Find the string "styles" in the listing and report every line that has it.

**Input material**
┄┄┄┄┄┄┄┄┄┄
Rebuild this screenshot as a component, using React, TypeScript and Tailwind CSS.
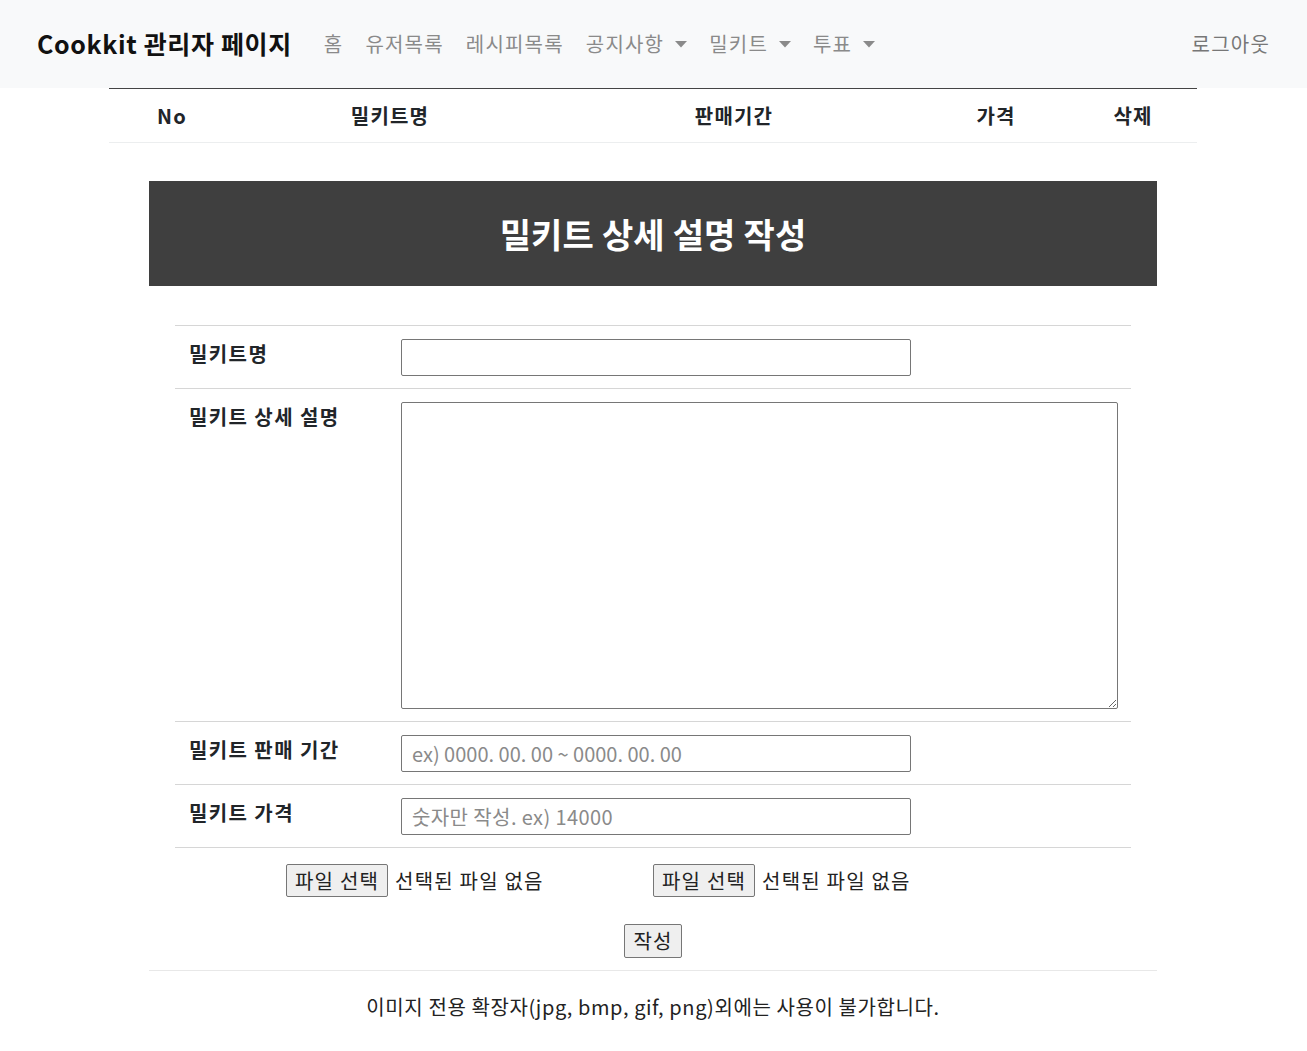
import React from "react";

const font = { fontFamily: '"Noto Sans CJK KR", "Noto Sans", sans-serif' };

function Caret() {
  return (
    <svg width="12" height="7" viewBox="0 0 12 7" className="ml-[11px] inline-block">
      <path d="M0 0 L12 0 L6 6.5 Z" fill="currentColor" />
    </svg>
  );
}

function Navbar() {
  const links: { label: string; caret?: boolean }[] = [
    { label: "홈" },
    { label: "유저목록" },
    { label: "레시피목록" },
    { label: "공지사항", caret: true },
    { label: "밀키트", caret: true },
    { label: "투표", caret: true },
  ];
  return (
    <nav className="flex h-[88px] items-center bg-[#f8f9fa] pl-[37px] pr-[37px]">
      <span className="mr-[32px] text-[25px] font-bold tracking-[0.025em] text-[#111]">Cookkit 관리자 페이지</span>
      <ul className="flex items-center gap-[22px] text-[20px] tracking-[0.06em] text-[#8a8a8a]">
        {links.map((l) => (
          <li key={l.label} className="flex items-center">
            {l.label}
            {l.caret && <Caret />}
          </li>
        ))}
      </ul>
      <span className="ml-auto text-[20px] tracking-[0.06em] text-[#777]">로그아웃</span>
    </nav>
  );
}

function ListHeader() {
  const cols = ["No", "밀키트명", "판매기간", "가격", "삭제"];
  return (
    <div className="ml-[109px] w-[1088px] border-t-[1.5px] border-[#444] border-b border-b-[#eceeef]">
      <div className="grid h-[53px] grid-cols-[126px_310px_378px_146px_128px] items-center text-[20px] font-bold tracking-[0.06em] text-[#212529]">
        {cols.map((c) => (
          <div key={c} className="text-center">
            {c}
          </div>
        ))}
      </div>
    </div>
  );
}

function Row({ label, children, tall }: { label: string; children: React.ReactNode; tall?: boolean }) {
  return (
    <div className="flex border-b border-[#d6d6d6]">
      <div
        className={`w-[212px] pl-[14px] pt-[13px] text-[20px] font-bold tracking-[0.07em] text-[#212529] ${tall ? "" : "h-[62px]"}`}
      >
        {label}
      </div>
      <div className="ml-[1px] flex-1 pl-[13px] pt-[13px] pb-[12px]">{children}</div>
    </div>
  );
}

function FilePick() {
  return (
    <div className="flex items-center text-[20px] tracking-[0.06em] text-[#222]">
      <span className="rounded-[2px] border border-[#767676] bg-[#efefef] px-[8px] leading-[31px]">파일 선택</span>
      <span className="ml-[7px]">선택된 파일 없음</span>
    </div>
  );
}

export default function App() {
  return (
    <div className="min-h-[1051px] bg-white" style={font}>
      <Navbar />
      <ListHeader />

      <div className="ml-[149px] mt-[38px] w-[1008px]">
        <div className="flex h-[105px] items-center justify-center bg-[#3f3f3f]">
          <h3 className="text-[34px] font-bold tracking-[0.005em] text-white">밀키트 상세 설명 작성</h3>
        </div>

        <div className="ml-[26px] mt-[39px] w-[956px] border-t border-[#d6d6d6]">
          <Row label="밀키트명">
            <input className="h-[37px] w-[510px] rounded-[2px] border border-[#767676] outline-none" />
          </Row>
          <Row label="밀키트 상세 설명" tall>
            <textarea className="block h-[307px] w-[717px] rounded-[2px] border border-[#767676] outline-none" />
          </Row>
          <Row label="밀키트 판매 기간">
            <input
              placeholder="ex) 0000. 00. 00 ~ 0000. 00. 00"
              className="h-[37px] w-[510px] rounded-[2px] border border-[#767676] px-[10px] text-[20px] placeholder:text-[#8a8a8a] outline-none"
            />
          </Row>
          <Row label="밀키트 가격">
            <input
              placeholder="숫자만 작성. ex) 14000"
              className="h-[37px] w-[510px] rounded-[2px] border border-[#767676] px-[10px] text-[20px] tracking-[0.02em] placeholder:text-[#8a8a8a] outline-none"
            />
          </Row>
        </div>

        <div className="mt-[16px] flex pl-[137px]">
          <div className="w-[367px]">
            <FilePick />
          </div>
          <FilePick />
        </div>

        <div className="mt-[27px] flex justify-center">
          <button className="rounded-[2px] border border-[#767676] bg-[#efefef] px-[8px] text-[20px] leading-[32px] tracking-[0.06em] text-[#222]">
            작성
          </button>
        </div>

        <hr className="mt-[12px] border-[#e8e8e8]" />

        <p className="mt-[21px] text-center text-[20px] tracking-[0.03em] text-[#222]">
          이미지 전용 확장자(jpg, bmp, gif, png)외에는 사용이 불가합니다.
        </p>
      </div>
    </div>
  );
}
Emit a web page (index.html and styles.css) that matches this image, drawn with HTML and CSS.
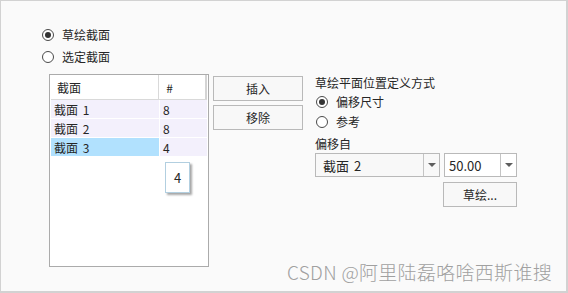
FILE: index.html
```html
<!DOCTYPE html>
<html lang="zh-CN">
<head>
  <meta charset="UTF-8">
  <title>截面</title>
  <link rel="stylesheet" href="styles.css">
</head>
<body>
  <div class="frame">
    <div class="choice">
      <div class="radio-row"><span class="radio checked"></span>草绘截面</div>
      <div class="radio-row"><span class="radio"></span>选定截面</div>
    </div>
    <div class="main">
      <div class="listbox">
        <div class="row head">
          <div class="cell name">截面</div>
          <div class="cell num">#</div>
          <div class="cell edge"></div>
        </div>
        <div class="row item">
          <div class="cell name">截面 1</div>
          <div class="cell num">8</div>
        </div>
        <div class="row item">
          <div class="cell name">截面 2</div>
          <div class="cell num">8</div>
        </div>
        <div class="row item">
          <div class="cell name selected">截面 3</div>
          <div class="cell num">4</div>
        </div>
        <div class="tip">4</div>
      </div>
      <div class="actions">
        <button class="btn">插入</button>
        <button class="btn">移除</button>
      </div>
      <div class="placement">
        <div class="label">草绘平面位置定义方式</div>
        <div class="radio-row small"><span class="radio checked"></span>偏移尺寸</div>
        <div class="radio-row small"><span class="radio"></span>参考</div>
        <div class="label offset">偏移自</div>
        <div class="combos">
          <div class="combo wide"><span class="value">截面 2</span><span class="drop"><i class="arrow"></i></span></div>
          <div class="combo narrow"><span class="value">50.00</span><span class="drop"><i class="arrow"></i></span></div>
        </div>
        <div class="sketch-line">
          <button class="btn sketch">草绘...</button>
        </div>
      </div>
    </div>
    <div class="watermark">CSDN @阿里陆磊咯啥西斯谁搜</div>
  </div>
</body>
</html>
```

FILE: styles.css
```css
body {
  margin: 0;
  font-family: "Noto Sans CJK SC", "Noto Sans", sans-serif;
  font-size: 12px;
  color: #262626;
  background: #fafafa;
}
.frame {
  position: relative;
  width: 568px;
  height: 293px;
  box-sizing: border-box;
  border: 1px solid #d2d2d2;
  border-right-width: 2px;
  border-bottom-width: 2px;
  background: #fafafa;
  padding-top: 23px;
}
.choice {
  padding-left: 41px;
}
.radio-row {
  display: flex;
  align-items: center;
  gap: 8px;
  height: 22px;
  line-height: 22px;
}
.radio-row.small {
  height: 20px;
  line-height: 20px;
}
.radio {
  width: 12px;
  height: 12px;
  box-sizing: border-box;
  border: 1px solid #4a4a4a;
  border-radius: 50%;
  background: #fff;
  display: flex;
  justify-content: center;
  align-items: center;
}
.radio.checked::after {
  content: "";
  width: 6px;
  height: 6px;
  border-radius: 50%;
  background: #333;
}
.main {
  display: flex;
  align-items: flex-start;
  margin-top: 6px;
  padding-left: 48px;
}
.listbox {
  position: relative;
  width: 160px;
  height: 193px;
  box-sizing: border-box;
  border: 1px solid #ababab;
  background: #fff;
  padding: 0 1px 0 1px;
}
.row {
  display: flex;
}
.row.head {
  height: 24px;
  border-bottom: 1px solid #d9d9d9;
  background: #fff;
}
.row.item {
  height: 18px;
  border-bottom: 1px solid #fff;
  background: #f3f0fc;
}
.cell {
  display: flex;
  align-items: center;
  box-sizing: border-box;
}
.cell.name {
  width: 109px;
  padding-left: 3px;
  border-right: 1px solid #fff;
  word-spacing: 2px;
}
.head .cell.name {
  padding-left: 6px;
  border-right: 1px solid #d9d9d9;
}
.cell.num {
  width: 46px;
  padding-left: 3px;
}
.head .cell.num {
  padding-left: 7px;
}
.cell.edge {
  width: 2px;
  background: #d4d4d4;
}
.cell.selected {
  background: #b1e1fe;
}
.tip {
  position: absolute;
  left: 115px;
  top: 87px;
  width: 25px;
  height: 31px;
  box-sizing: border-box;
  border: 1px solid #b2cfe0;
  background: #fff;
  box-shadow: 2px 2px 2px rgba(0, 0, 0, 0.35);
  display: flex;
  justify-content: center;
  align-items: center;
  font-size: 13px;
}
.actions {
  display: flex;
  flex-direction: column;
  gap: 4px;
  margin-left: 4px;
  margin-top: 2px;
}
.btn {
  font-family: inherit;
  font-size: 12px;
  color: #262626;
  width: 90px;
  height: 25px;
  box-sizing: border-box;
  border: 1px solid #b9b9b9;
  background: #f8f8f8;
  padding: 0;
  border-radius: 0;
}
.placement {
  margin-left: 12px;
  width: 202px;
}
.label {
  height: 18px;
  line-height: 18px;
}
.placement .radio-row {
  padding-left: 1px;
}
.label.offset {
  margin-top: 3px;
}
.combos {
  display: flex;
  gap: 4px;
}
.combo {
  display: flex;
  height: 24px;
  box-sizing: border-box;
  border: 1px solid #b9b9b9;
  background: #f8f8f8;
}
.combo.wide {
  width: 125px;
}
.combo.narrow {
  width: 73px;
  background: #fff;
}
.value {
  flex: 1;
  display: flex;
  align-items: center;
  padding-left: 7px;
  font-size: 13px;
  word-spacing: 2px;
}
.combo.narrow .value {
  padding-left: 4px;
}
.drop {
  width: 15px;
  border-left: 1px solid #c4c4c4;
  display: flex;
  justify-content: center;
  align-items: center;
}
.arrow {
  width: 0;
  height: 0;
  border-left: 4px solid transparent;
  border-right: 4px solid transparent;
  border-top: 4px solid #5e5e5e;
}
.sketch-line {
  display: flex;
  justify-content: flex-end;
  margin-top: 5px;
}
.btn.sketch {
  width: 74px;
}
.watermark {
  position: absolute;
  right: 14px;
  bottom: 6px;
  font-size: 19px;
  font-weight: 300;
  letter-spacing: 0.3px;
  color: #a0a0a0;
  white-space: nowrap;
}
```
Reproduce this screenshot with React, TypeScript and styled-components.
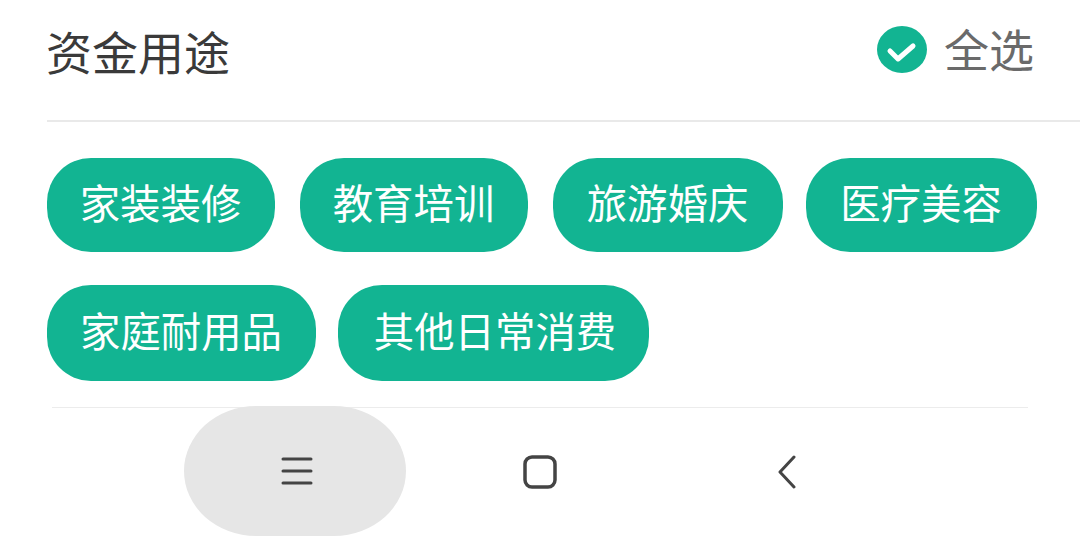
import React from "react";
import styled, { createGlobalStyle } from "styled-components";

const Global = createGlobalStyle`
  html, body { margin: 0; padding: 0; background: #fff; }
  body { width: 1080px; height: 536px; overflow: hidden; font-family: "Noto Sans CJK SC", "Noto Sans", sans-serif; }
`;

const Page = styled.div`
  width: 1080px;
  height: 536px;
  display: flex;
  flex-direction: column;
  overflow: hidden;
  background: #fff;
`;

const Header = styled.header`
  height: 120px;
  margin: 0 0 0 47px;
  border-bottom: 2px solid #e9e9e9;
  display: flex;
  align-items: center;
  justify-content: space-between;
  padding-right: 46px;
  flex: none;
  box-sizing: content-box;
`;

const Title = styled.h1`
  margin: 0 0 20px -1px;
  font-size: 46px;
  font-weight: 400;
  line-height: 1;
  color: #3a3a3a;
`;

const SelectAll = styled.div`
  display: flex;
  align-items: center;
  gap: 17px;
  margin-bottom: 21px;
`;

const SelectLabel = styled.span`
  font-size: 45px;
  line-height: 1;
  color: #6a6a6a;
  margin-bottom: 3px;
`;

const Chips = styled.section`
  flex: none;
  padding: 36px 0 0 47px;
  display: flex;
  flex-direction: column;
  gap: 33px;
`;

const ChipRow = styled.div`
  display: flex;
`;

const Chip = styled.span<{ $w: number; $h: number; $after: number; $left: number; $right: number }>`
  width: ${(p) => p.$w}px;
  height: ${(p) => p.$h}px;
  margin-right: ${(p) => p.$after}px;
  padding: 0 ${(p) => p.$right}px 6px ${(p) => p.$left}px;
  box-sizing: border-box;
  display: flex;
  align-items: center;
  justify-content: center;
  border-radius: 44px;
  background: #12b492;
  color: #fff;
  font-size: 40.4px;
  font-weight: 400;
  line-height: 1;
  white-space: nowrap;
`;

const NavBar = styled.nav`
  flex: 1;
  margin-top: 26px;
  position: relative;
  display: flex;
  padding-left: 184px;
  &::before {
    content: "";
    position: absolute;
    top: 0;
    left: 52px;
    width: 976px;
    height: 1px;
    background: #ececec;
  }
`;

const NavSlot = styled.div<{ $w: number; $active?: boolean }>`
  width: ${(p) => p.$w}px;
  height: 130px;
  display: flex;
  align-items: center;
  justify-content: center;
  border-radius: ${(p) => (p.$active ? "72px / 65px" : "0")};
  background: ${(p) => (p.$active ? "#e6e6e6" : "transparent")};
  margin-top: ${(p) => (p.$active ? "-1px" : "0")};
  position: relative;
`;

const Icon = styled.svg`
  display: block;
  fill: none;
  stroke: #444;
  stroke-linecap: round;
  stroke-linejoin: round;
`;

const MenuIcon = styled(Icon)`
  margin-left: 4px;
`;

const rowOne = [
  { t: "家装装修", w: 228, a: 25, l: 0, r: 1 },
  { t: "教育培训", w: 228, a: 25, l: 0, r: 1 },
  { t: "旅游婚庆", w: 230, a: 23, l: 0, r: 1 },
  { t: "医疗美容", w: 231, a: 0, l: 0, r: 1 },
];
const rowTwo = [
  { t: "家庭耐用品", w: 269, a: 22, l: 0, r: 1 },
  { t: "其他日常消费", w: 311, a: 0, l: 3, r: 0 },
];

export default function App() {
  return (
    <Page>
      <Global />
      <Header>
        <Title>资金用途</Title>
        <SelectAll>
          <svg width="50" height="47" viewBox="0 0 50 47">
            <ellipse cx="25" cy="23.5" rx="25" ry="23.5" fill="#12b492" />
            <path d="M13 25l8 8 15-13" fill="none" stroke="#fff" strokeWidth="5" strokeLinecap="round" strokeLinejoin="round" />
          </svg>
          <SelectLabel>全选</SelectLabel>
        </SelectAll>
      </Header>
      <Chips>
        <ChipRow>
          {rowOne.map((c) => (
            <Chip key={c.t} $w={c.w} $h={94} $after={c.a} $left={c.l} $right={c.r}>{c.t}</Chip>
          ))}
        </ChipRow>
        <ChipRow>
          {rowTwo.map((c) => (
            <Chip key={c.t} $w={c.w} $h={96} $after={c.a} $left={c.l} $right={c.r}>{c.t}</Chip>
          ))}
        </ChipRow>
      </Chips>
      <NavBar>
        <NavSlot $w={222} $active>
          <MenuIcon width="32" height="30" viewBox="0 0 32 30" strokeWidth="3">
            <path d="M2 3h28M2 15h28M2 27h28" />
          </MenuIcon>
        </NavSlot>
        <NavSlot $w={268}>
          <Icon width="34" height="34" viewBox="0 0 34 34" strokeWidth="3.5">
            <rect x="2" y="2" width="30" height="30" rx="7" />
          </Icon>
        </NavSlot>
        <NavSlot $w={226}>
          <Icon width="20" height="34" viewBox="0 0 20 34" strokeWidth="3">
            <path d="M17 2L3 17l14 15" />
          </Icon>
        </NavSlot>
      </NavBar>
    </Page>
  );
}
┄┄┄┄┄┄┄┄┄┄
**Expected answer**
Emit a web page (index.html and styles.css) that matches this image, drawn with HTML and CSS.
  <link rel="stylesheet" href="styles.css">
FILE: styles.css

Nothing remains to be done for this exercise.